Do this:
Extract the lines from the start through the line that holds "h-[3355px] w-[2881px] flex-col", both included, omitting all images.

Given information:
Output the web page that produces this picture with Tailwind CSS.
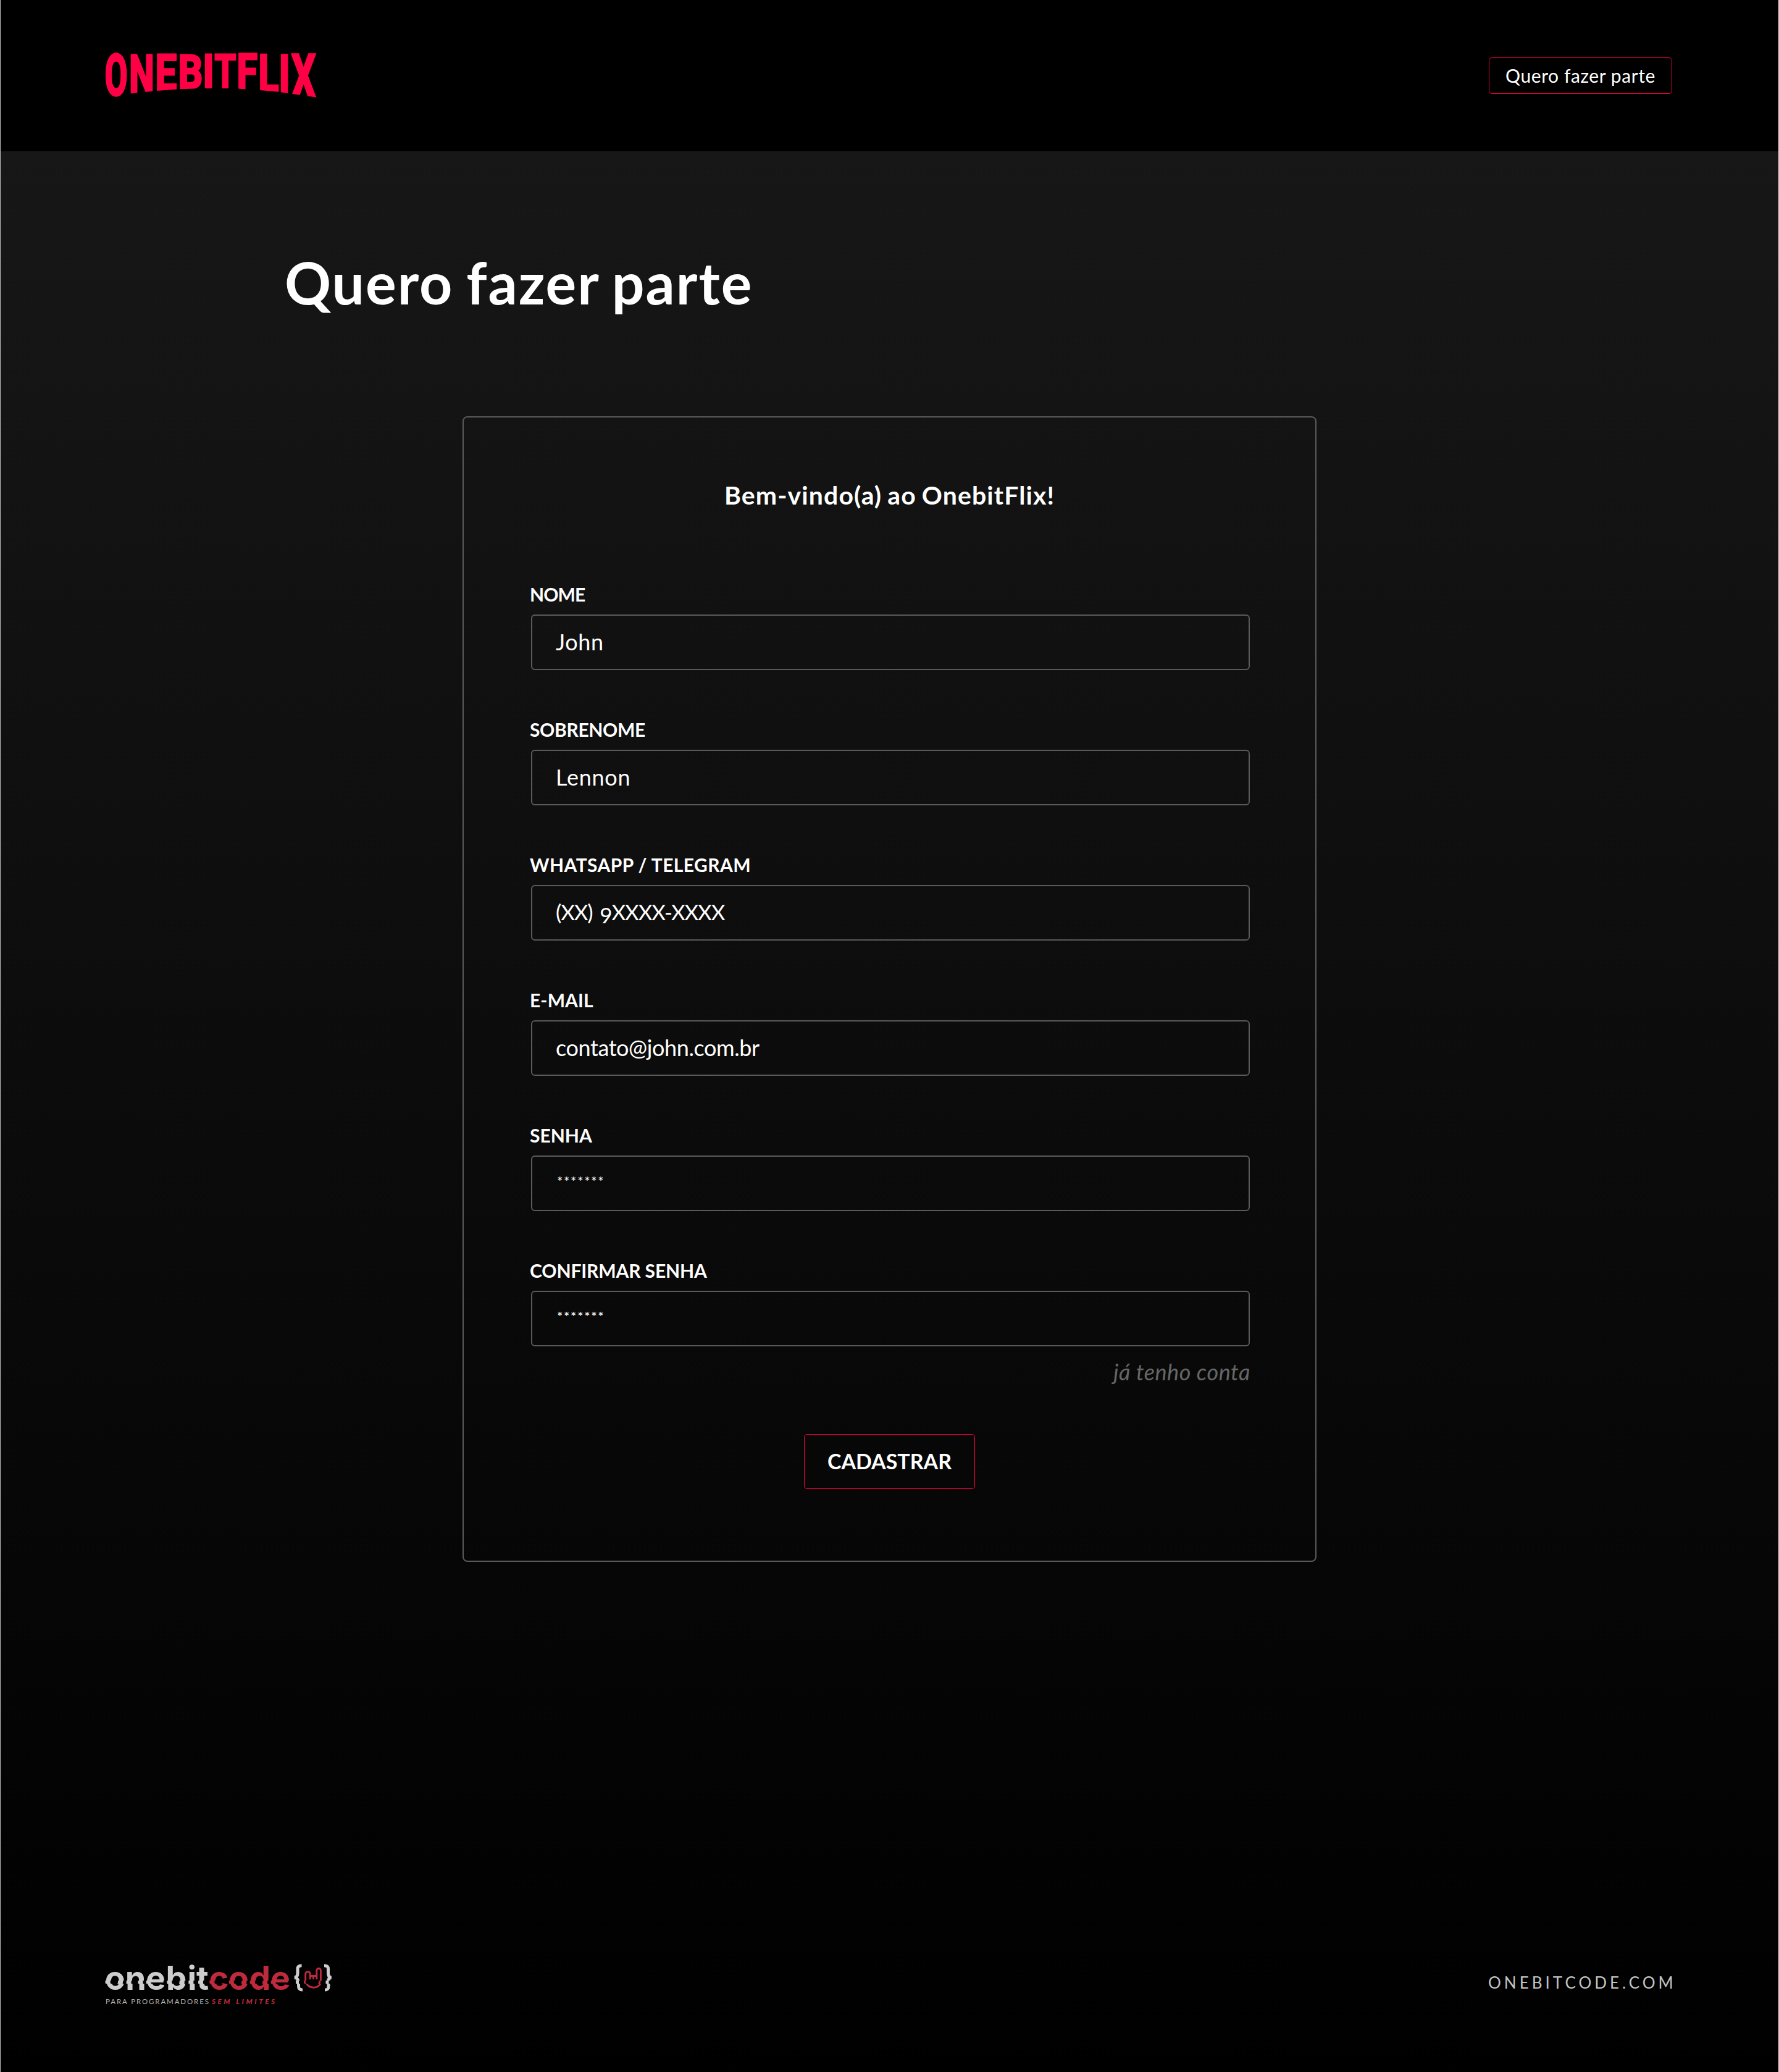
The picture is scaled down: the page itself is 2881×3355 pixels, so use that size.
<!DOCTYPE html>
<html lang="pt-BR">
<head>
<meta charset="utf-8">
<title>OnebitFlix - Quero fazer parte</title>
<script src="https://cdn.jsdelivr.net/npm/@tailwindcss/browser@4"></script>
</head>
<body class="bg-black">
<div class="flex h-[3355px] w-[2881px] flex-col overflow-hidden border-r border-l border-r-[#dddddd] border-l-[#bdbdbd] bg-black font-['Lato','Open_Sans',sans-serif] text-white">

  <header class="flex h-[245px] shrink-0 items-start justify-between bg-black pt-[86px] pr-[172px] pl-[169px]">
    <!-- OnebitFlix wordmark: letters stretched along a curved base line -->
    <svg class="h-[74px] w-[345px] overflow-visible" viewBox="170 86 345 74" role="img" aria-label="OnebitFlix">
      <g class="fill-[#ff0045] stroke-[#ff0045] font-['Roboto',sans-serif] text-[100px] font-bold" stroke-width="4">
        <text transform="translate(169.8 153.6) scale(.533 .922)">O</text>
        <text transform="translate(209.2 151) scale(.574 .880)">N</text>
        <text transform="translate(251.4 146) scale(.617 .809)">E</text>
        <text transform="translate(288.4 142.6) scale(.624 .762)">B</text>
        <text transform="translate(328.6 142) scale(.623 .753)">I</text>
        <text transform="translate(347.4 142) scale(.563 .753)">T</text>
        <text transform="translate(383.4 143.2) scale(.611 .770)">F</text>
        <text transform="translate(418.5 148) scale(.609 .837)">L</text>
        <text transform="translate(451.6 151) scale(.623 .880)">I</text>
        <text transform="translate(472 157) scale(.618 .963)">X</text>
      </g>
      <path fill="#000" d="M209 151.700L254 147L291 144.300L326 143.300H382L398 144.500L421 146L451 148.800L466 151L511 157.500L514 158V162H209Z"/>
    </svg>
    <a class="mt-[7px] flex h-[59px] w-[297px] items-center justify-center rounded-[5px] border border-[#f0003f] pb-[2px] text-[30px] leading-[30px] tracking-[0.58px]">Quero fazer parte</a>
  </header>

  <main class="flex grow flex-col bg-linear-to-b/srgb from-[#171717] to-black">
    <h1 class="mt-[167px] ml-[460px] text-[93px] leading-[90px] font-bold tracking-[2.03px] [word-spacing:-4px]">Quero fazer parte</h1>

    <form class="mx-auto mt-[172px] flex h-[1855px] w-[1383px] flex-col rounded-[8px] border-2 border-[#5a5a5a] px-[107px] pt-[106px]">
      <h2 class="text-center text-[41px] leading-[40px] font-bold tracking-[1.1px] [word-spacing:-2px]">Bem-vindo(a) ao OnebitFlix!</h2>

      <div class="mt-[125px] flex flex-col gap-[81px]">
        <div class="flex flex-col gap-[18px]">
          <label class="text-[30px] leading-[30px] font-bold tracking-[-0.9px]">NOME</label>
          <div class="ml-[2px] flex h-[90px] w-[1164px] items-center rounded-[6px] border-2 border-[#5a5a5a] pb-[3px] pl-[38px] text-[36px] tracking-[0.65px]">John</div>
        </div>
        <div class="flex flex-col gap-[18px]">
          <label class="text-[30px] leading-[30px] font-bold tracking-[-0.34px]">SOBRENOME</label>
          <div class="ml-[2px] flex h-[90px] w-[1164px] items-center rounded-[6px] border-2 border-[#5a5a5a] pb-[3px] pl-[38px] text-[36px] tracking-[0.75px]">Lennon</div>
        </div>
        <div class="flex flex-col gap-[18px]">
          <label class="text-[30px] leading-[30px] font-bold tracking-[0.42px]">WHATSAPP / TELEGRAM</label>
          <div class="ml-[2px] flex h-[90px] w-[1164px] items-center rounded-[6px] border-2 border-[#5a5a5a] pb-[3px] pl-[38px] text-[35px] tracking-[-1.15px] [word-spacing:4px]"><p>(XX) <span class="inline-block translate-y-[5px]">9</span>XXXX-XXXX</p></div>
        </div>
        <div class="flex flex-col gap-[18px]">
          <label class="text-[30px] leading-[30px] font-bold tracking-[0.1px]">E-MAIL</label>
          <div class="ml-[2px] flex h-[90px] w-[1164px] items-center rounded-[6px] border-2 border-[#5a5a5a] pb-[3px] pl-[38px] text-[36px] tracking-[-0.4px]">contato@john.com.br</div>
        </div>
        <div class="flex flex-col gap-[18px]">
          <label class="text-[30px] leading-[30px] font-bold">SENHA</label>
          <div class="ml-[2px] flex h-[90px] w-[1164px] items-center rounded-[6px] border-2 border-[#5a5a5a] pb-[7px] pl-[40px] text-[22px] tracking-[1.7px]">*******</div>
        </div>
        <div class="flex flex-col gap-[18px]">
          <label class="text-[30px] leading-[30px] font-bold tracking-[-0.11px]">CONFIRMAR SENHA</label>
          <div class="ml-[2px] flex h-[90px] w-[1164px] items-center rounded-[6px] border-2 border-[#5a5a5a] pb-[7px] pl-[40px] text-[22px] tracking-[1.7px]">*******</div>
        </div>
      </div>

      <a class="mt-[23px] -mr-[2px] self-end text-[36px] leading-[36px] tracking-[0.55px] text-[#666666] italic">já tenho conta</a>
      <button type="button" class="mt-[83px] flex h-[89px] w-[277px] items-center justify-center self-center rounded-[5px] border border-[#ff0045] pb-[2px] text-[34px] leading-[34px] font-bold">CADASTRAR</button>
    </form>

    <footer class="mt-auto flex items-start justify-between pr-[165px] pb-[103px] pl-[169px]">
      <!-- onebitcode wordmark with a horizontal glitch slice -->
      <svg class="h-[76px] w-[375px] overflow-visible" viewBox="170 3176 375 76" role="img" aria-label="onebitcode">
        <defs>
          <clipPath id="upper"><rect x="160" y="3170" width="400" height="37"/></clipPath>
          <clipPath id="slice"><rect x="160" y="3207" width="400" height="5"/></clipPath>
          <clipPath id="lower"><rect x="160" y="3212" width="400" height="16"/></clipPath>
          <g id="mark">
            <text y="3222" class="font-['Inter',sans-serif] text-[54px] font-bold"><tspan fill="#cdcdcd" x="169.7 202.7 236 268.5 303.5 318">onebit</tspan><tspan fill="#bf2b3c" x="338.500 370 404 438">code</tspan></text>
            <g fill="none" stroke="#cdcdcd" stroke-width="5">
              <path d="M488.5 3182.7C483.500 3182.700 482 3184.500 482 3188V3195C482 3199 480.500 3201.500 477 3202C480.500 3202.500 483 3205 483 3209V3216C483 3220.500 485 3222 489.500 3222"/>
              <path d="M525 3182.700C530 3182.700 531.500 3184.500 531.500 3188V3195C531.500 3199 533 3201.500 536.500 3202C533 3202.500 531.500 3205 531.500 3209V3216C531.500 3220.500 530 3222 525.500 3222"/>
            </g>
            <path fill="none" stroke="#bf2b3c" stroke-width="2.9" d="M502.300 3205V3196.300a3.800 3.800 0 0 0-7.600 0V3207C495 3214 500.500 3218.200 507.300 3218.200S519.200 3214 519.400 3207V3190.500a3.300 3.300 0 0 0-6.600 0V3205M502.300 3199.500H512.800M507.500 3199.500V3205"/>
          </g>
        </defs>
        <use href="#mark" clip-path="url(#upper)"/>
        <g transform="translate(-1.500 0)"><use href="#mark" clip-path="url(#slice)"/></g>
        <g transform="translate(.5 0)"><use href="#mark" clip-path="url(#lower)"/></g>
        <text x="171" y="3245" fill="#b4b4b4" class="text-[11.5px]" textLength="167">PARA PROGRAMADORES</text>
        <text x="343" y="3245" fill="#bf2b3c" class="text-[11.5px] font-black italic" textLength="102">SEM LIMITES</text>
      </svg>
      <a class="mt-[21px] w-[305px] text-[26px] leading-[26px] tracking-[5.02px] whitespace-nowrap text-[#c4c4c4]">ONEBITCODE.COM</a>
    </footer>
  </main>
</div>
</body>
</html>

Written solution:
Output the web page that produces this picture with Tailwind CSS.
The picture is scaled down: the page itself is 2881×3355 pixels, so use that size.
<!DOCTYPE html>
<html lang="pt-BR">
<head>
<meta charset="utf-8">
<title>OnebitFlix - Quero fazer parte</title>
<script src="https://cdn.jsdelivr.net/npm/@tailwindcss/browser@4"></script>
</head>
<body class="bg-black">
<div class="flex h-[3355px] w-[2881px] flex-col overflow-hidden border-r border-l border-r-[#dddddd] border-l-[#bdbdbd] bg-black font-['Lato','Open_Sans',sans-serif] text-white">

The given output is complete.